Based on http://www.bu.edu/hic/research/highlighted-sponsored-projects/massachusetts-open-cloud/

I went to this for obvious reasons :)  It was mostly a features pitch from Redhat.  The guy who spoke most of the time was a Redhat employee, who did know the product inside and out, intermixed with example use cases.

Learned that Openshift FaaS is settling on Openwhisk.  Kuryr is an integration project coming to more directly tie Openshift (and k8s vanilla) into neutron to avoid flannel and in general overlay and (in some cases) the double encapsulation insanity of vxlan inside vxlan that would happen.  That's been on my mind so it was an interesting note.

This setup is so incredibly similar to ours in ideology and deployment that we could have given a mirror presentation. 

Post I spoke with Robert who was the person from Boston U there to represent and a few things were clarified:
* This was only really deployed over the summer and has had mostly trivial usage.  A large 300 person use cases was meant to happen but did not.
* They have some awesome open data partnerships with MIT
* I got his contact info and I think we should follow up.  I want to know in 6 months if they are as high on openshift as they are now.

Openshift is the only thing operating in its space that has maturity now.  Redhat is basically killing it here through happenstance because of a well executed project and every alternative being gobbled up and mismanaged AFAICT.  Kudos to them.

* Move to Cellsv2

(This was a followup to a talk given in boston 6m ago I need to track that down)

In Ocata Nova splits into multiple DB's for components, and all deployments become an inherent cell even if there is only the implicit cell0.  So everyone is moving to cellsv2 no matter what.  Cells all the way down.

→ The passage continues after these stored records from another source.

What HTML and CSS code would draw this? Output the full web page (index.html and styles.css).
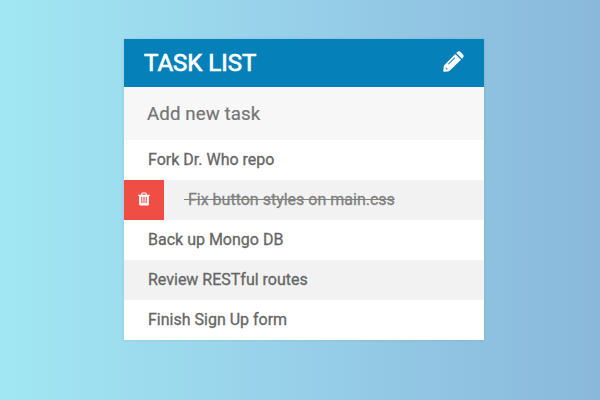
FILE: index.html
```html
<!DOCTYPE html>
<html lang="en">
<head>
<meta charset="utf-8">
<title>Task List</title>
<link rel="stylesheet" href="styles.css">
</head>
<body>
<main class="card">
  <header class="head">
    <h1>Task List</h1>
    <svg class="pencil" viewBox="0 0 21 21"><g fill="#fff"><path fill-rule="evenodd" d="M12.2 2.9L18 8.7 6.9 19.6Q6.1 20.3 5.1 20.4L1.3 20.8Q.2 20.9.3 19.7L.7 15.9Q.8 14.9 1.5 14.1zM11.6 6.3L5.1 12.8l.6.6 6.5-6.5zM2.4 16.7l1.1-.2.2 1 1 .2-.4 1.1-1.2-.9z"/><path d="M13.2 1.9L14.4.9q1.5-1.3 3.1.1l2.4 2.4q1.5 1.5.1 3.1L19 7.7z"/></g></svg>
  </header>
  <input class="new" type="text" placeholder="Add new task">
  <ul class="tasks">
    <li>Fork Dr. Who repo</li>
    <li class="done"><span class="del"><svg class="trash" viewBox="0 0 1408 1536"><path fill="#fff" d="M512 1248V544q0-32-32-32h-64q-32 0-32 32v704q0 32 32 32h64q32 0 32-32zM768 1248V544q0-32-32-32h-64q-32 0-32 32v704q0 32 32 32h64q32 0 32-32zM1024 1248V544q0-32-32-32h-64q-32 0-32 32v704q0 32 32 32h64q32 0 32-32zM480 256h448l-48-117q-7-9-17-11H546q-10 2-17 11zM1408 288v64q0 32-32 32h-96v948q0 83-47 143.500T1120 1536H288q-66 0-113-58.500T128 1336V384H32q-32 0-32-32v-64q0-32 32-32h309l70-167q15-37 54-63t79-26h320q40 0 79 26t54 63l70 167h309q32 0 32 32z"/></svg></span><s>&nbsp;Fix button styles on main.css</s></li>
    <li>Back up Mongo DB</li>
    <li>Review RESTful routes</li>
    <li>Finish Sign Up form</li>
  </ul>
</main>
</body>
</html>
```
FILE: styles.css
```css
* {
  box-sizing: border-box;
}

body {
  margin: 0;
  height: 400px;
  overflow: hidden;
  font-family: Roboto, sans-serif;
  background: linear-gradient(to right, #a1e7f3, #97cfe9 50%, #89b8db);
}

.card {
  width: 360px;
  margin: 39px auto 0 124px;
  background: #f7f7f7;
  box-shadow: 0 0 3px rgba(0, 0, 0, 0.1);
}

.head {
  display: flex;
  align-items: center;
  justify-content: space-between;
  height: 48px;
  padding: 0 20px;
  background: #0680b9;
  color: #fff;
}

h1 {
  margin: 0;
  font-size: 24px;
  font-weight: 400;
  line-height: 48px;
  text-transform: uppercase;
  -webkit-text-stroke: 0.7px;
}

.pencil {
  width: 21px;
  height: 21px;
  margin-bottom: 3px;
}

.new {
  display: block;
  width: 100%;
  height: 53px;
  padding: 0 23px;
  border: 0;
  background: #f7f7f7;
  font: 400 18.7px Roboto, sans-serif;
  letter-spacing: 0.1px;
}

.new::placeholder {
  color: #757575;
  -webkit-text-stroke: 0.2px;
}

.tasks {
  margin: 0;
  padding: 0;
  list-style: none;
}

.tasks li {
  display: flex;
  height: 40px;
  padding-left: 24px;
  background: #fff;
  color: #666;
  font-size: 16px;
  font-weight: 400;
  line-height: 40px;
  -webkit-text-stroke: 0.3px;
}

.tasks li:nth-child(even) {
  background: #f2f2f2;
}

.tasks .done {
  padding-left: 0;
  color: #808080;
}

.del {
  display: flex;
  align-items: center;
  justify-content: center;
  width: 40px;
  margin-right: 20px;
  background: #f04e44;
}

.trash {
  width: 12px;
  height: 14px;
  margin-bottom: 2px;
}
```
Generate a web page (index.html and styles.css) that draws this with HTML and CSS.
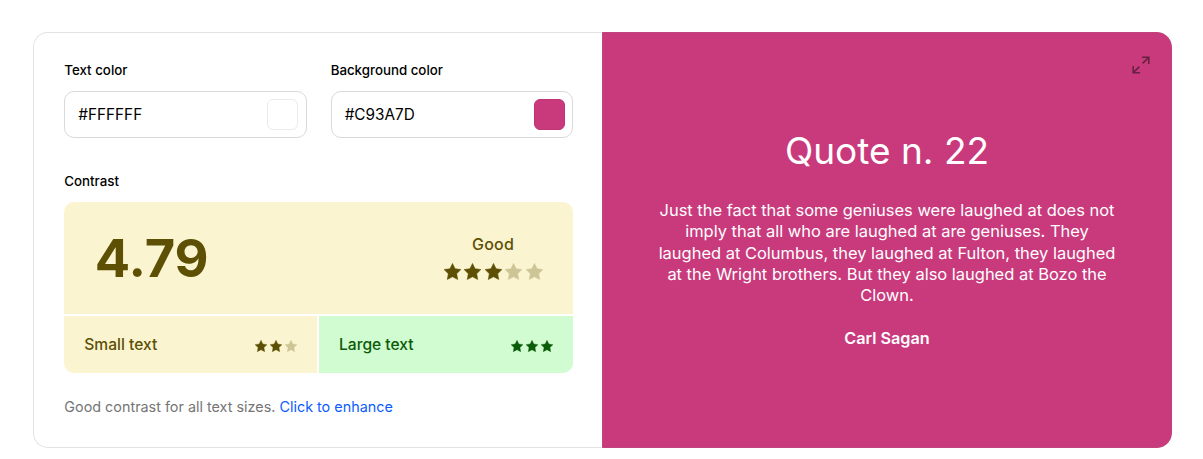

Reasons to spin off a cell:
- message queue is melting from load
- isolate failure domains
- remove cells of compute

Noted that clustering rabbit and rabbit load is tough.

A cellv2 is basically a distinct nova-api instance, associated DB, message queue (rabbit), and compute farm.  

Lots of weaknesses even up to and including Pike.
- no migration between cells
- sorting and reporting is weird
- no scheduler retries
- anti-affinity does not work

3/4 of that is in theory fixed in Queens.   They made the appeal for more engaged users and esp at scale.  

Summary (because I found cellsv2 a bit hard to reason about before this session): cellsv2 are entirely a nova sharding scheme.  They are ignorant to any and all associated Neutron topology.  Much of the examples I have seen had implicit relationships between Neutron scaling and Cellsv2 but that is only a function of the operators outline.  Modern-ish Neutron has "routed network segments" that can be aligned with a cellv2 providing l3 segmentation that overlaps the cellv2 arch but it's all decoupled management wise in the control plane.  Neutron network segmentation is a thing we should look at in more detail but it's not ready by Mitaka.  It seems difficult to me that the scaling methodologies for Nova and Neutron are completely ships in the night, and most examples I have seen do not address this well so that is a good primer.

* Thoughts

Big bold letters on my note pad from day 1: Ceph has won.  It's over.  -- Cinder has something like 20+ backends (most of them proprietary) and even the proprietary backends are trying to figure out how to play nice with Ceph as non-commodity raw storage.  It's not a total sweep though as it's big and complex and really not a one-size fits all.  Ceph has no native QoS style bindings or management at this time.  [combo notes from other days] Both Andrew and I talked with different folks or were in different presentations where this was acknowledged separately.  The work arounds I saw were to use flavor integration with cgroup IOPS limiting at the host level.  This has several assumptions to work, most of which we don't satisfy atm, and comes with many of the downsides of our current low-brow scheme with TC for NFS.  But it's on the "roadmap" and in the minds of the Ceph devs for sure.

Openshift is killing it.

This conference was really useful for me and I got to ask pointed questions to Neutron, Ceph, and Cinder developers that are not at all clear from documentation (esp regarding roadmaps).  There was a really great dev and operators interaction vibe with onboarding for project contribution alongside sessions purely about operating at scale.   Well run and very dense in engaging content.  I mainly stayed with storage and networking sessions but that's self selection based on deep problem sets we have that I was trying to gather as much insight as I could.  I think these two arenas are also some of the most complex with a high rate of change in the last 6 releases.  We /need/ to find a way to come to these in an ongoing fashion.  I think Andrew came away feeling very much the same. 


[0] Post Neutron
[1] Openstack

--
Chase Pettet
chasemp on phabricator and IRC